Yes, my children have been complimented by strangers many times over the years. They tend to act pretty good in public and my husband and I work really hard to keep them happy and occupied in restaurants and other public places. And yes, it's nice when an elderly lady comes over and says how polite our children are or passengers thank us when we get off a plane for having such well behaved little ones.

Kids who are well loved tend to be well behaved, especially when we set good examples ourselves.

But there have also been times when my kids were less than perfect, and that was okay. Sometimes the most important parenting moments are those times when we help our children through difficult times and big emotions. And sometimes the way we help our children through these moments won't impress the businessman at the next table or the disapproving woman who sneers, "I'd smack my kids if they acted that way."

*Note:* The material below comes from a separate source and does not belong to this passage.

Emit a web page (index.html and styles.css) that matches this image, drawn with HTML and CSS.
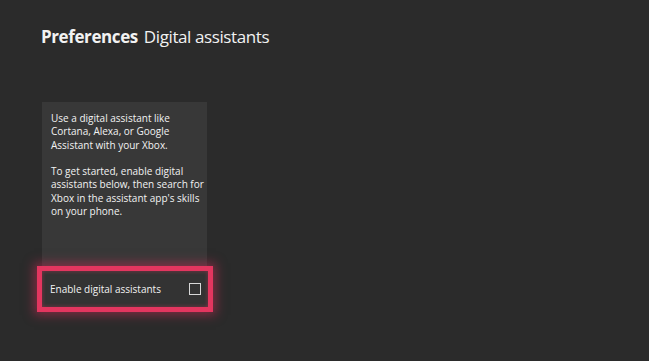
FILE: index.html
```html
<!DOCTYPE html>
<html lang="en">
<head>
  <meta charset="UTF-8" />
  <title>Preferences - Digital assistants</title>
  <link rel="stylesheet" href="styles.css">
</head>
<body>
  <h1 class="page-title"><span class="crumb">Preferences</span> Digital assistants</h1>

  <div class="assistant-panel">
    <div class="panel-text">
      <p>Use a digital assistant like<br>Cortana, Alexa, or Google<br>Assistant with your Xbox.</p>
      <p>To get started, enable digital<br>assistants below, then search for<br>Xbox in the assistant app's skills<br>on your phone.</p>
    </div>
    <button class="toggle-row">
      <span>Enable digital assistants</span>
      <span class="checkbox"></span>
    </button>
  </div>
</body>
</html>
```

FILE: styles.css
```css
body {
  margin: 0;
  background: #2b2b2b;
  color: #f2f2f2;
  font-family: 'Open Sans', 'Noto Sans', sans-serif;
  padding: 23px 0 0 41px;
  height: 361px;
  box-sizing: border-box;
  overflow: hidden;
}
.page-title {
  margin: 0;
  font-size: 17px;
  font-weight: normal;
  line-height: 28px;
  letter-spacing: -0.4px;
}
.crumb {
  font-weight: bold;
  margin-right: 2px;
}
.assistant-panel {
  margin: 51px 0 0 1px;
  width: 165px;
  height: 210px;
  background: #383838;
  display: flex;
  flex-direction: column;
  justify-content: space-between;
}
.panel-text {
  padding: 10px 0 0 9px;
  font-size: 10px;
  line-height: 13.3px;
  white-space: nowrap;
}
.panel-text p {
  margin: 0 0 13.3px;
}
.toggle-row {
  margin: 0 -6px 0 -5px;
  height: 46px;
  border: 5px solid #e3365f;
  background: #333333;
  color: #f2f2f2;
  font-family: inherit;
  font-size: 10px;
  display: flex;
  align-items: center;
  justify-content: space-between;
  padding: 0 7px 0 8px;
  box-shadow: 0 0 10px 3px rgba(214, 44, 88, 0.5), inset 0 0 4px rgba(227, 54, 95, 0.45);
  cursor: pointer;
}
.checkbox {
  width: 10px;
  height: 10px;
  border: 1.5px solid #d8d8d8;
}
```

During those times, I'm much more concerned with finding the best way to parent my child than whether either one of us will impress onlookers.

It's great to have great kids, and even nicer when outsiders notice just how well we've done with them. Let's let go of that as a yardstick, though.

When deciding the right way to bring up our children, there's a whole lot to think about. We want them to be Kind... Moral... Curious... Brave... Creative... Passionate... Dependable... Honest... Strong... Loving... Resilient... Self confident... Happy...

We want the world to be a better place because they're in it.

Impressive to strangers?

If that must be on the list, let's not put it quite at the top.